WHAT YOU HAVE TO DO ▸ In the material below, please retype the lines from the very first through the one with "const HOVERED = 2;", exactly and without pictures.

DATA PROVIDED ▸
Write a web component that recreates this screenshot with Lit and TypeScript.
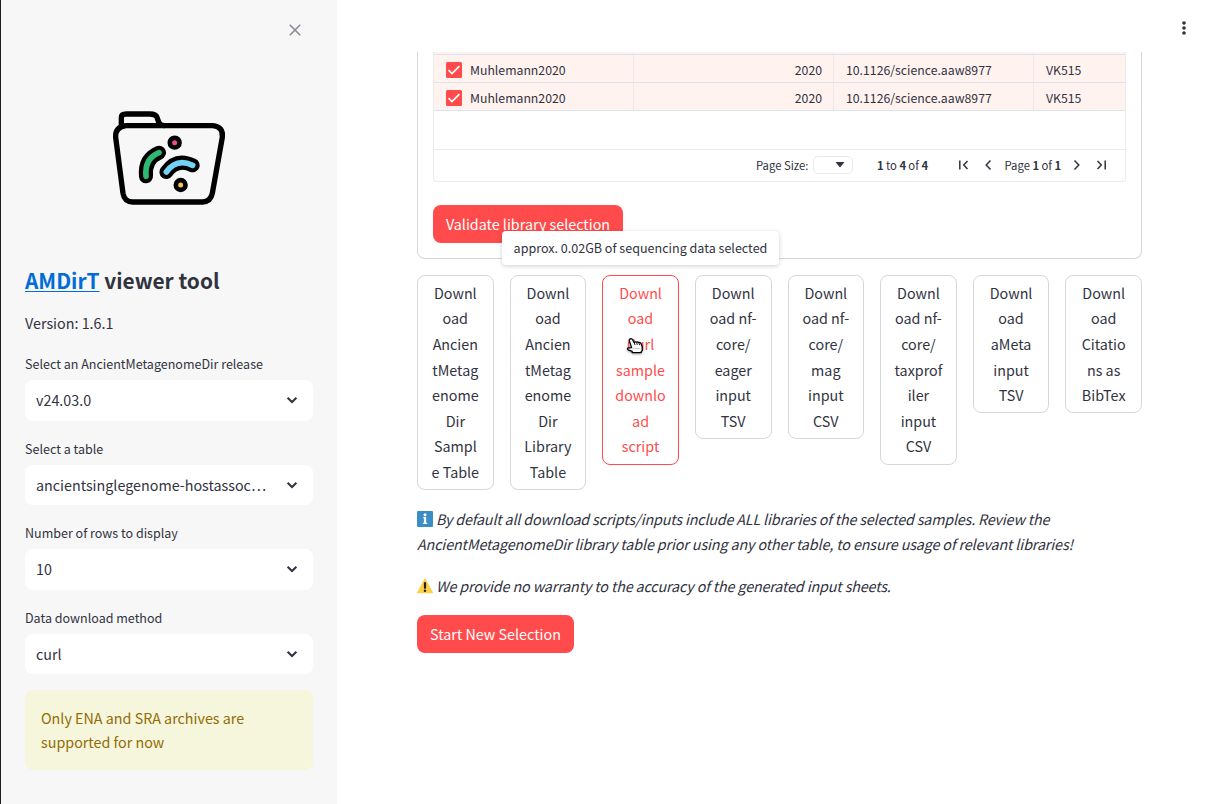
import { LitElement, html, css, svg } from "lit";
import { customElement } from "lit/decorators.js";

const SELECTS = [
  { label: "Select an AncientMetagenomeDir release", value: "v24.03.0" },
  { label: "Select a table", value: "ancientsinglegenome-hostassoc…" },
  { label: "Number of rows to display", value: "10" },
  { label: "Data download method", value: "curl" },
];

const ROWS = [
  { name: "Muhlemann2020", year: "2020", doi: "10.1126/science.aaw8977", sample: "VK515" },
  { name: "Muhlemann2020", year: "2020", doi: "10.1126/science.aaw8977", sample: "VK515" },
];

const DOWNLOADS = [
  ["Downl", "oad", "Ancien", "tMetag", "enome", "Dir", "Sampl", "e Table"],
  ["Downl", "oad", "Ancien", "tMetag", "enome", "Dir", "Library", "Table"],
  ["Downl", "oad", "Curl", "sample", "downlo", "ad", "script"],
  ["Downl", "oad nf-", "core/", "eager", "input", "TSV"],
  ["Downl", "oad nf-", "core/", "mag", "input", "CSV"],
  ["Downl", "oad nf-", "core/", "taxprof", "iler", "input", "CSV"],
  ["Downl", "oad", "aMeta", "input", "TSV"],
  ["Downl", "oad", "Citatio", "ns as", "BibTex"],
];
const HOVERED = 2;

@customElement("side-panel")
export class SidePanel extends LitElement {
  static styles = css`
    :host { display: block; box-sizing: border-box; width: 337px; height: 804px; flex: none;
      background: #f7f7f7; border-left: 1px solid #1d1f22; padding: 0 24px; }
    .top { height: 108px; display: flex; justify-content: flex-end; padding-top: 23px; box-sizing: border-box; padding-right: 11px; }
    svg { display: block; }
    .logo { margin: 0 auto; width: 120px; height: 100px; position: relative; left: 1px; }
    h2 { margin: 58px 0 0; font-size: 20.87px; line-height: 28px; font-weight: 600; white-space: nowrap; }
    a { color: #006cd6; text-decoration: underline; text-underline-offset: 2px; text-decoration-thickness: 1px; }
    .version { margin-top: 16px; height: 26px; line-height: 25px; }
    .field { height: 68.6px; margin-bottom: 16px; }
    .fields { padding-top: 16px; }
    .label { height: 28px; line-height: 24.6px; font-size: 12.53px; white-space: nowrap; }
    .select { height: 40.6px; box-sizing: border-box; background: #fff; border-radius: 8px; display: flex;
      align-items: center; justify-content: space-between; padding: 0 13px 0 11px; white-space: nowrap; line-height: 24px; }
    .field:last-child span { padding-bottom: 1px; }
    .alert { background: #f6f6dc; color: #926c05; border-radius: 8px; padding: 16px; line-height: 24px; height: 79.4px; box-sizing: border-box; }
  `;
  render() {
    return html`
      <div class="top">
        <svg width="14" height="14" viewBox="0 0 14 14"><path d="M1.8 1.8 12.2 12.2M12.2 1.8 1.8 12.2" stroke="#8a8c98" stroke-width="1.6" fill="none"/></svg>
      </div>
      <svg class="logo" viewBox="330 324 360 300" fill="none" stroke="#000" stroke-linecap="round" stroke-linejoin="round">
        <path d="M364 378V353Q364 342 379 342H450Q467 342 471 352L476 366Q480 376 493 377" stroke-width="16"/>
        <path d="M378 377H638Q670 380 667 412L637 580Q632 605 608 606H398Q373 605 369 580L347 412Q345 381 378 377Z" stroke-width="16"/>
        <path d="M438 529Q433 476 477 458" stroke-width="42"/>
        <path d="M438 529Q433 476 477 458" stroke="#2eb872" stroke-width="17"/>
        <path d="M499 516Q530 473 578 496" stroke-width="42"/>
        <path d="M499 516Q530 473 578 496" stroke="#71d3f4" stroke-width="17"/>
        <circle cx="524" cy="428" r="14.5" fill="#ee4b91" stroke-width="14"/>
        <circle cx="542" cy="555" r="14.5" fill="#fcc24f" stroke-width="14"/>
      </svg>
      <h2><a>AMDirT</a> viewer tool</h2>
      <div class="version">Version: 1.6.1</div>
      <div class="fields">
        ${SELECTS.map((s) => html`
          <div class="field">
            <div class="label">${s.label}</div>
            <div class="select"><span>${s.value}</span>
              <svg width="16" height="16" viewBox="0 0 16 16"><path d="M3.6 5.7 8 10 12.4 5.7" stroke="#31333f" stroke-width="2" fill="none"/></svg>
            </div>
          </div>`)}
      </div>
      <div class="alert">Only ENA and SRA archives are<br>supported for now</div>
    `;
  }
}

@customElement("library-grid")
export class LibraryGrid extends LitElement {
  static styles = css`
    :host { display: block; box-sizing: border-box; height: 130px; border: 1px solid #eaebec; border-top: 0;
      border-radius: 0 0 4px 4px; font-size: 12.28px; }
    .row { display: grid; grid-template-columns: 200px 200px 200px 1fr; height: 28px; box-sizing: border-box;
      background: #fff2ef; border-bottom: 1px solid #dae3ee; line-height: 24px; white-space: nowrap; }
    .first { height: 3px; }
    .cell { border-right: 1px solid #ebe9ec; padding: 3px 12px 0 12px; display: flex; align-items: center; gap: 8px; }
    .first .cell { padding: 0; }
    .cell:last-child { border-right: 0; }
    .num { justify-content: flex-end; padding-right: 11px; }
    .text { line-height: 24px; height: 24px; }
    svg { display: block; flex: none; }
    .rest { height: 38px; border-bottom: 1px solid #eaebec; }
    .pager { height: 30px; display: flex; align-items: center; font-size: 11.3px; line-height: 30px; white-space: nowrap; padding-left: 322px; }
    .size { width: 38px; height: 16px; border: 1px solid #e8e9eb; border-radius: 5px; margin-left: 5px; display: flex; justify-content: flex-end; align-items: center; }
    .size svg { margin-right: 7px; }
    .label { width: 52px; }
    .range { margin-left: 24px; width: 52px; }
    .nav { margin-left: 27px; display: flex; align-items: center; }
    b { font-weight: 600; letter-spacing: -.25px; }
    .of { margin: 0 7.5px 0 8.5px; width: 57px; }
    .next { margin-right: 8px; }
    .prev { margin-left: 8px; }
  `;
  render() {
    const icon = (d: string, cls = "") => html`<svg class=${cls} width="16" height="16" viewBox="0 0 16 16">${svg`<path d=${d} stroke="#31333f" stroke-width="1.5" fill="none"/>`}</svg>`;
    return html`
      <div class="row first"><div class="cell"></div><div class="cell"></div><div class="cell"></div><div class="cell"></div></div>
      ${ROWS.map((r) => html`
        <div class="row">
          <div class="cell">
            <svg width="16" height="16" viewBox="0 0 16 16"><rect width="16" height="16" rx="1.5" fill="#ff4b4b"/><path d="M2.5 8.2 6 11.6 13.4 4.2" stroke="#fff" stroke-width="1.7" fill="none"/></svg>
            <span class="text">${r.name}</span>
          </div>
          <div class="cell num"><span class="text">${r.year}</span></div>
          <div class="cell"><span class="text">${r.doi}</span></div>
          <div class="cell"><span class="text">${r.sample}</span></div>
        </div>`)}
      <div class="rest"></div>
      <div class="pager">
        <span class="label">Page Size:</span>
        <div class="size"><svg width="10" height="6" viewBox="0 0 10 6"><path d="M.5 0h9L5 5.5Z" fill="#31333f"/></svg></div>
        <span class="range"><b>1</b> to <b>4</b> of <b>4</b></span>
        <div class="nav">
          ${icon("M3.8 3.5v9M11.5 4 7.7 8l3.8 4")}
          ${icon("M10.5 3.5 6.2 8l4.3 4.5", "prev")}
          <span class="of">Page <b>1</b> of <b>1</b></span>
          ${icon("M5.5 3.5 9.8 8l-4.3 4.5", "next")}
          ${icon("M12.2 3.5v9M4.5 4 8.3 8l-3.8 4")}
        </div>
      </div>
    `;
  }
}

@customElement("app-root")
export class AppRoot extends LitElement {
  static styles = css`
    :host { display: flex; width: 1215px; height: 804px; overflow: hidden; background: #fff; color: #31333f;
      font-family: "Noto Sans CJK SC", "Noto Sans", sans-serif; font-size: 14.32px; }
    main { flex: 1; padding: 0 73px 0 80px; position: relative; }
    .header { height: 52px; }
    .menu { position: absolute; right: 27px; top: 20px; }
    .card { position: relative; box-sizing: border-box; height: 207px; border: 1px solid #d6d7da; border-top: 0;
      border-radius: 0 0 8px 8px; padding: 0 15px; }
    .primary { display: flex; align-items: center; justify-content: center; height: 38px; border-radius: 8px;
      background: #ff4b4b; color: #fff; white-space: nowrap; line-height: 36px; box-sizing: border-box; }
    .validate { width: 190px; margin-top: 23px; padding-bottom: 1px; }
    .new { width: 157px; }
    .tip { position: absolute; left: 84px; top: 179px; width: 277px; height: 34px; background: #fff; border-radius: 4px;
      box-shadow: 0 1px 4px rgba(14, 50, 30, .22); display: flex; align-items: center; justify-content: center;
      font-size: 12.55px; line-height: 32px; white-space: nowrap; z-index: 1; }
    .downloads { display: grid; grid-template-columns: repeat(8, 1fr); gap: 16px; align-items: start; height: 214.4px; margin-top: 16.4px; }
    .dl { border: 1px solid #d6d7da; border-radius: 8px; padding: 4px 0; text-align: center; line-height: 25.6px; white-space: nowrap; }
    .dl span { display: block; position: relative; top: -.6px; }
    .hover { border-color: #ff4b4b; color: #ff4b4b; }
    .hand { position: absolute; left: 289px; top: 337px; filter: drop-shadow(0 1px 1px rgba(0, 0, 0, .35)); }
    p { margin: 0 0 16px; line-height: 25.6px; font-style: italic; white-space: nowrap; }
    .l { display: flex; align-items: center; gap: 3px; height: 25.6px; }
    .notes { padding-top: 16px; }
    .l1 { letter-spacing: -.17px; }
    .l2 { letter-spacing: -.12px; }
    .l3 { letter-spacing: -.14px; }
    svg { display: block; flex: none; }
  `;
  render() {
    return html`
      <side-panel></side-panel>
      <main>
        <div class="header"></div>
        <svg class="menu" width="8" height="16" viewBox="0 0 8 16" fill="#31333f"><circle cx="4" cy="3" r="1.8"/><circle cx="4" cy="8" r="1.8"/><circle cx="4" cy="13" r="1.8"/></svg>
        <div class="card">
          <library-grid></library-grid>
          <div class="primary validate">Validate library selection</div>
          <div class="tip">approx. 0.02GB of sequencing data selected</div>
        </div>
        <div class="downloads">
          ${DOWNLOADS.map((lines, i) => html`<div class="dl ${i === HOVERED ? "hover" : ""}">${lines.map((l) => html`<span>${l}</span>`)}</div>`)}
        </div>
        <svg class="hand" width="18" height="18" viewBox="0 0 18 18">
          <path d="M4.2 1.8Q5.8 1.2 6.6 2.8L8 5.4Q9.2 4.4 10.3 5.3 11.6 4.5 12.7 5.6 14.2 5 15 6.6L16.2 9.8V13.6L15.2 14.6V15.6H6.2V14.4L2.2 12.8Q1 12 1.8 11L5.6 10.6 3.3 3.6Q3 2.3 4.2 1.8Z" fill="#fff" stroke="#000" stroke-width="1.3" stroke-linejoin="round"/>
          <path d="M6.5 11.5H14.5" stroke="#888" stroke-width=".8" stroke-dasharray="1 1"/>
          <path d="M8.2 5.5 9 8M10.6 5.6 11.3 8M13 6 13.6 8.2" stroke="#000" stroke-width=".9"/>
        </svg>
        <div class="notes">
          <p>
            <span class="l"><svg width="16" height="16" viewBox="0 0 16 16"><rect width="16" height="16" rx="1" fill="#3b8dc8"/><path d="M6.3 6H9.2V11.8H10.2V13H5.9V11.8H6.9V7.2H6.3Z" fill="#fff"/><circle cx="8" cy="3.8" r="1.5" fill="#fff"/></svg><span class="l1">By default all download scripts/inputs include ALL libraries of the selected samples. Review the</span></span>
            <span class="l"><span class="l2">AncientMetagenomeDir library table prior using any other table, to ensure usage of relevant libraries!</span></span>
          </p>
          <p><span class="l"><svg width="16" height="16" viewBox="0 0 16 16"><path d="M8 1.2 15.2 14.6H.8Z" fill="#ffcf4a" stroke="#ffcf4a" stroke-width="1.4" stroke-linejoin="round"/><path d="M8 5V9.8" stroke="#222" stroke-width="2.2" stroke-linecap="round"/><circle cx="8" cy="12.7" r="1.2" fill="#222"/></svg><span class="l3">We provide no warranty to the accuracy of the generated input sheets.</span></span></p>
        </div>
        <div class="primary new">Start New Selection</div>
      </main>
    `;
  }
}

WRITTEN ANSWER ▸
Write a web component that recreates this screenshot with Lit and TypeScript.
import { LitElement, html, css, svg } from "lit";
import { customElement } from "lit/decorators.js";

const SELECTS = [
  { label: "Select an AncientMetagenomeDir release", value: "v24.03.0" },
  { label: "Select a table", value: "ancientsinglegenome-hostassoc…" },
  { label: "Number of rows to display", value: "10" },
  { label: "Data download method", value: "curl" },
];

const ROWS = [
  { name: "Muhlemann2020", year: "2020", doi: "10.1126/science.aaw8977", sample: "VK515" },
  { name: "Muhlemann2020", year: "2020", doi: "10.1126/science.aaw8977", sample: "VK515" },
];

const DOWNLOADS = [
  ["Downl", "oad", "Ancien", "tMetag", "enome", "Dir", "Sampl", "e Table"],
  ["Downl", "oad", "Ancien", "tMetag", "enome", "Dir", "Library", "Table"],
  ["Downl", "oad", "Curl", "sample", "downlo", "ad", "script"],
  ["Downl", "oad nf-", "core/", "eager", "input", "TSV"],
  ["Downl", "oad nf-", "core/", "mag", "input", "CSV"],
  ["Downl", "oad nf-", "core/", "taxprof", "iler", "input", "CSV"],
  ["Downl", "oad", "aMeta", "input", "TSV"],
  ["Downl", "oad", "Citatio", "ns as", "BibTex"],
];
const HOVERED = 2;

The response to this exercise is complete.